From mboxrd@z Thu Jan  1 00:00:00 1970
From: Yoshiaki Tamura <tamura.yoshiaki@lab.ntt.co.jp>
Subject: Re: [Qemu-devel] [RFC PATCH 00/20] Kemari for KVM v0.1
Date: Fri, 23 Apr 2010 09:20:21 +0900
Message-ID: <4BD0E7C5.4000401@lab.ntt.co.jp>
References: <1271829445-5328-1-git-send-email-tamura.yoshiaki@lab.ntt.co.jp> <4BD00FBA.5040604@redhat.com> <4BD02684.8060202@lab.ntt.co.jp> <20100422161546.GC6265@shareable.org>
Mime-Version: 1.0
Content-Type: text/plain; charset=ISO-8859-1; format=flowed
Content-Transfer-Encoding: 7bit
Cc: dlaor@redhat.com, ohmura.kei@lab.ntt.co.jp, kvm@vger.kernel.org,
	mtosatti@redhat.com, aliguori@us.ibm.com, qemu-devel@nongnu.org,
	yoshikawa.takuya@oss.ntt.co.jp, avi@redhat.com
To: Jamie Lokier <jamie@shareable.org>
Return-path: <kvm-owner@vger.kernel.org>
Received: from tama500.ecl.ntt.co.jp ([129.60.39.148]:55058 "EHLO
	tama500.ecl.ntt.co.jp" rhost-flags-OK-OK-OK-OK) by vger.kernel.org
	with ESMTP id S1753192Ab0DWAUw (ORCPT <rfc822;kvm@vger.kernel.org>);
	Thu, 22 Apr 2010 20:20:52 -0400
In-Reply-To: <20100422161546.GC6265@shareable.org>
Sender: kvm-owner@vger.kernel.org
List-ID: <kvm.vger.kernel.org>

Jamie Lokier wrote:
> Yoshiaki Tamura wrote:
>> Dor Laor wrote:
>>> On 04/21/2010 08:57 AM, Yoshiaki Tamura wrote:
>>>> Event tapping is the core component of Kemari, and it decides on which
>>>> event the
>>>> primary should synchronize with the secondary. The basic assumption
>>>> here is
>>>> that outgoing I/O operations are idempotent, which is usually true for
>>>> disk I/O
>>>> and reliable network protocols such as TCP.
>>>
>>> IMO any type of network even should be stalled too. What if the VM runs
>>> non tcp protocol and the packet that the master node sent reached some
>>> remote client and before the sync to the slave the master failed?
>>
>> In current implementation, it is actually stalling any type of network
>> that goes through virtio-net.
>>
>> However, if the application was using unreliable protocols, it should have
>> its own recovering mechanism, or it should be completely stateless.
>
> Even with unreliable protocols, if slave takeover causes the receiver
> to have received a packet that the sender _does not think it has ever
> sent_, expect some protocols to break.
>
> If the slave replaying master's behaviour since the last sync means it
> will definitely get into the same state of having sent the packet,
> that works out.

That's something we're expecting now.

> But you still have to be careful that the other end's responses to
> that packet are not seen by the slave too early during that replay.
> Otherwise, for example, the slave may observe a TCP ACK to a packet
> that it hasn't yet sent, which is an error.
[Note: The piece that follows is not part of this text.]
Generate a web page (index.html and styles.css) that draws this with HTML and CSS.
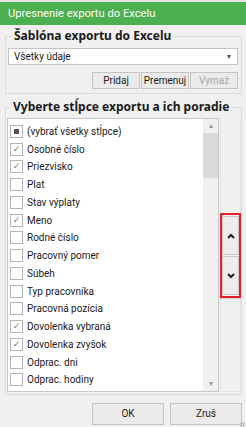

Even current implementation syncs just before network output, what you pointed 
out could happen.  In this case, would the connection going to be lost, or would 
client/server recover from it?  If latter, it would be fine, otherwise I wonder 
how people doing similar things are handling this situation.

> About IP idempotency:
>
> In general, IP packets are allowed to be lost or duplicated in the
> network.  All IP protocols should be prepared for that; it is a basic
> property.
>
> However there is one respect in which they're not idempotent:
>
> The TTL field should be decreased if packets are delayed.  Packets
> should not appear to live in the network for longer than TTL seconds.
> If they do, some protocols (like TCP) can react to the delayed ones
> differently, such as sending a RST packet and breaking a connection.
>
> It is acceptable to reduce TTL faster than the minimum.  After all, it
> is reduced by 1 on every forwarding hop, in addition to time delays.

So the problem is, when the slave takes over, it sends a packet with same TTL 
which client may have received.

>> I currently don't have good numbers that I can share right now.
>> Snapshots/sec depends on what kind of workload is running, and if the
>> guest was almost idle, there will be no snapshots in 5sec.  On the other
>> hand, if the guest was running I/O intensive workloads (netperf, iozone
>> for example), there will be about 50 snapshots/sec.
>
> That is a really satisfying number, thank you :-)
>
> Without this work I wouldn't have imagined that synchronised machines
> could work with such a low transaction rate.

Thank you for your comments.

Although I haven't prepared good data yet, I personally prefer to have 
discussion with actual implementation and experimental data.